# [Data section]

····················

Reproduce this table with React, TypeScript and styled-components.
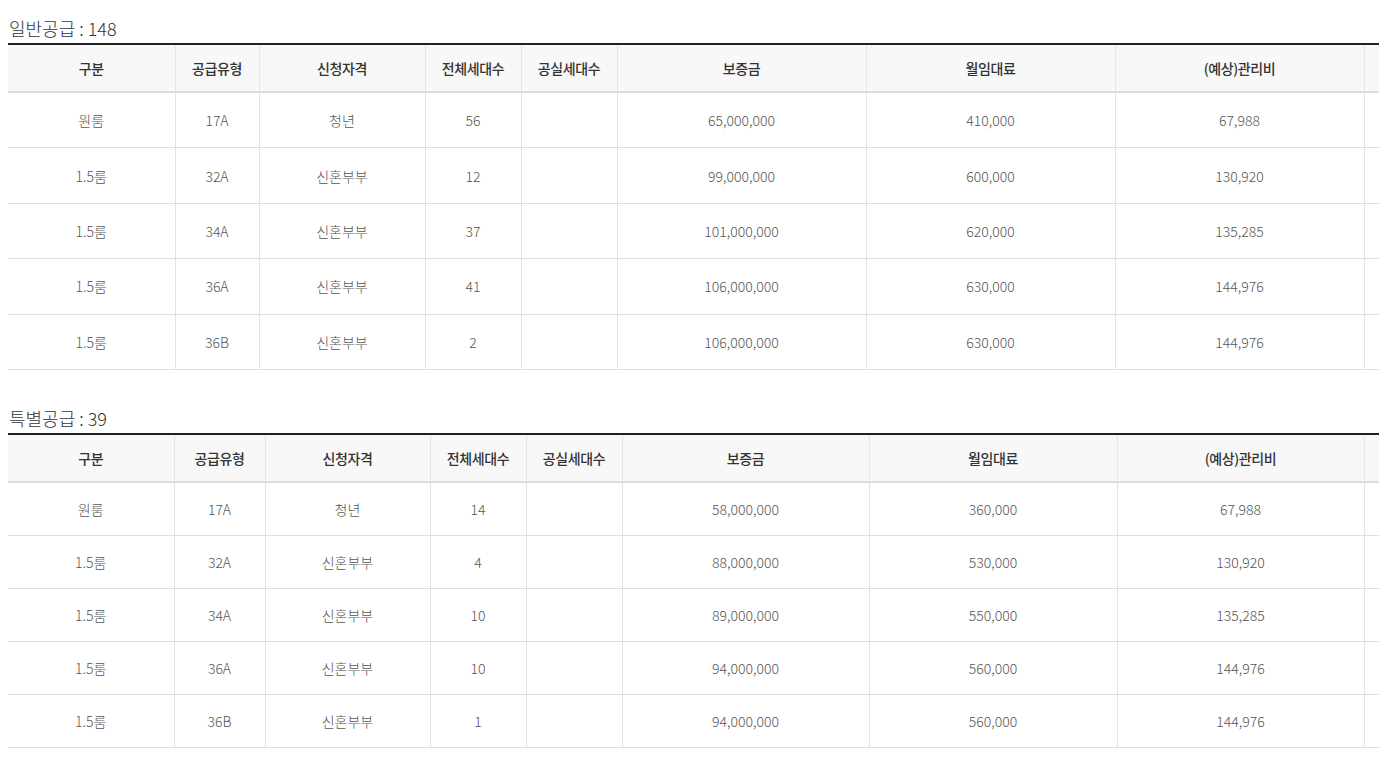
import React from 'react';
import styled, { createGlobalStyle } from 'styled-components';

const GlobalStyle = createGlobalStyle`
  html, body {
    margin: 0;
    padding: 0;
    background: #fff;
    overflow: hidden;
  }
  body {
    font-family: "Noto Sans CJK KR", "Noto Sans", sans-serif;
    color: #555;
  }
`;

const Page = styled.div`
  width: 1700px;
  padding: 16px 0 0 8px;
`;

const Section = styled.section<{ $gap?: number }>`
  margin-top: ${(p) => p.$gap ?? 0}px;
`;

const Title = styled.h3`
  margin: 0;
  height: 27px;
  font-size: 18px;
  line-height: 24px;
  font-weight: 300;
  color: #333;
  padding-left: 1px;
`;

const Table = styled.table`
  width: 1620px;
  table-layout: fixed;
  border-collapse: collapse;
  border-top: 2px solid #222;
  font-size: 14px;
`;

const HeadCell = styled.th`
  height: 46px;
  padding: 0;
  background: #f8f8f8;
  border-bottom: 2px solid #dcdcdc;
  border-right: 1px solid #e6e6e6;
  font-weight: 500;
  color: #333;
  letter-spacing: -0.4px;
  text-align: center;
  vertical-align: middle;
`;

const Cell = styled.td<{ $h: number }>`
  height: ${(p) => p.$h}px;
  padding: 0;
  border-bottom: 1px solid #dedede;
  border-right: 1px solid #e3e3e3;
  font-weight: 300;
  color: #555;
  text-align: center;
  vertical-align: middle;
`;

const headers = ['구분', '공급유형', '신청자격', '전체세대수', '공실세대수', '보증금', '월임대료', '(예상)관리비', ''];

type Row = [string, string, string, string, string, string, string, string];

const general: Row[] = [
  ['원룸', '17A', '청년', '56', '', '65,000,000', '410,000', '67,988'],
  ['1.5룸', '32A', '신혼부부', '12', '', '99,000,000', '600,000', '130,920'],
  ['1.5룸', '34A', '신혼부부', '37', '', '101,000,000', '620,000', '135,285'],
  ['1.5룸', '36A', '신혼부부', '41', '', '106,000,000', '630,000', '144,976'],
  ['1.5룸', '36B', '신혼부부', '2', '', '106,000,000', '630,000', '144,976'],
];

const special: Row[] = [
  ['원룸', '17A', '청년', '14', '', '58,000,000', '360,000', '67,988'],
  ['1.5룸', '32A', '신혼부부', '4', '', '88,000,000', '530,000', '130,920'],
  ['1.5룸', '34A', '신혼부부', '10', '', '89,000,000', '550,000', '135,285'],
  ['1.5룸', '36A', '신혼부부', '10', '', '94,000,000', '560,000', '144,976'],
  ['1.5룸', '36B', '신혼부부', '1', '', '94,000,000', '560,000', '144,976'],
];

function SupplyTable({
  title,
  rows,
  cols,
  rowHeight,
  gap,
}: {
  title: string;
  rows: Row[];
  cols: number[];
  rowHeight: number;
  gap?: number;
}) {
  return (
    <Section $gap={gap}>
      <Title>{title}</Title>
      <Table>
        <colgroup>
          {cols.map((w, i) => (
            <col key={i} style={{ width: w }} />
          ))}
        </colgroup>
        <thead>
          <tr>
            {headers.map((h, i) => (
              <HeadCell key={i}>{h}</HeadCell>
            ))}
          </tr>
        </thead>
        <tbody>
          {rows.map((r, i) => (
            <tr key={i}>
              {r.map((v, j) => (
                <Cell key={j} $h={rowHeight}>
                  {v}
                </Cell>
              ))}
              <Cell $h={rowHeight} />
            </tr>
          ))}
        </tbody>
      </Table>
    </Section>
  );
}

export default function App() {
  return (
    <>
      <GlobalStyle />
      <Page>
        <SupplyTable
          title="일반공급 : 148"
          rows={general}
          cols={[167, 84, 166, 96, 96, 249, 249, 249, 264]}
          rowHeight={54.4}
        />
        <SupplyTable
          title="특별공급 : 39"
          rows={special}
          cols={[166, 91, 165, 96, 96, 247, 248, 247, 264]}
          rowHeight={52}
          gap={36}
        />
      </Page>
    </>
  );
}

····················

# [Given instruction]
Reproduce the whole listing exactly, but not the images in it.

# [Final answer]
Reproduce this table with React, TypeScript and styled-components.
import React from 'react';
import styled, { createGlobalStyle } from 'styled-components';

const GlobalStyle = createGlobalStyle`
  html, body {
    margin: 0;
    padding: 0;
    background: #fff;
    overflow: hidden;
  }
  body {
    font-family: "Noto Sans CJK KR", "Noto Sans", sans-serif;
    color: #555;
  }
`;

const Page = styled.div`
  width: 1700px;
  padding: 16px 0 0 8px;
`;

const Section = styled.section<{ $gap?: number }>`
  margin-top: ${(p) => p.$gap ?? 0}px;
`;

const Title = styled.h3`
  margin: 0;
  height: 27px;
  font-size: 18px;
  line-height: 24px;
  font-weight: 300;
  color: #333;
  padding-left: 1px;
`;

const Table = styled.table`
  width: 1620px;
  table-layout: fixed;
  border-collapse: collapse;
  border-top: 2px solid #222;
  font-size: 14px;
`;

const HeadCell = styled.th`
  height: 46px;
  padding: 0;
  background: #f8f8f8;
  border-bottom: 2px solid #dcdcdc;
  border-right: 1px solid #e6e6e6;
  font-weight: 500;
  color: #333;
  letter-spacing: -0.4px;
  text-align: center;
  vertical-align: middle;
`;

const Cell = styled.td<{ $h: number }>`
  height: ${(p) => p.$h}px;
  padding: 0;
  border-bottom: 1px solid #dedede;
  border-right: 1px solid #e3e3e3;
  font-weight: 300;
  color: #555;
  text-align: center;
  vertical-align: middle;
`;

const headers = ['구분', '공급유형', '신청자격', '전체세대수', '공실세대수', '보증금', '월임대료', '(예상)관리비', ''];

type Row = [string, string, string, string, string, string, string, string];

const general: Row[] = [
  ['원룸', '17A', '청년', '56', '', '65,000,000', '410,000', '67,988'],
  ['1.5룸', '32A', '신혼부부', '12', '', '99,000,000', '600,000', '130,920'],
  ['1.5룸', '34A', '신혼부부', '37', '', '101,000,000', '620,000', '135,285'],
  ['1.5룸', '36A', '신혼부부', '41', '', '106,000,000', '630,000', '144,976'],
  ['1.5룸', '36B', '신혼부부', '2', '', '106,000,000', '630,000', '144,976'],
];

const special: Row[] = [
  ['원룸', '17A', '청년', '14', '', '58,000,000', '360,000', '67,988'],
  ['1.5룸', '32A', '신혼부부', '4', '', '88,000,000', '530,000', '130,920'],
  ['1.5룸', '34A', '신혼부부', '10', '', '89,000,000', '550,000', '135,285'],
  ['1.5룸', '36A', '신혼부부', '10', '', '94,000,000', '560,000', '144,976'],
  ['1.5룸', '36B', '신혼부부', '1', '', '94,000,000', '560,000', '144,976'],
];

function SupplyTable({
  title,
  rows,
  cols,
  rowHeight,
  gap,
}: {
  title: string;
  rows: Row[];
  cols: number[];
  rowHeight: number;
  gap?: number;
}) {
  return (
    <Section $gap={gap}>
      <Title>{title}</Title>
      <Table>
        <colgroup>
          {cols.map((w, i) => (
            <col key={i} style={{ width: w }} />
          ))}
        </colgroup>
        <thead>
          <tr>
            {headers.map((h, i) => (
              <HeadCell key={i}>{h}</HeadCell>
            ))}
          </tr>
        </thead>
        <tbody>
          {rows.map((r, i) => (
            <tr key={i}>
              {r.map((v, j) => (
                <Cell key={j} $h={rowHeight}>
                  {v}
                </Cell>
              ))}
              <Cell $h={rowHeight} />
            </tr>
          ))}
        </tbody>
      </Table>
    </Section>
  );
}

export default function App() {
  return (
    <>
      <GlobalStyle />
      <Page>
        <SupplyTable
          title="일반공급 : 148"
          rows={general}
          cols={[167, 84, 166, 96, 96, 249, 249, 249, 264]}
          rowHeight={54.4}
        />
        <SupplyTable
          title="특별공급 : 39"
          rows={special}
          cols={[166, 91, 165, 96, 96, 247, 248, 247, 264]}
          rowHeight={52}
          gap={36}
        />
      </Page>
    </>
  );
}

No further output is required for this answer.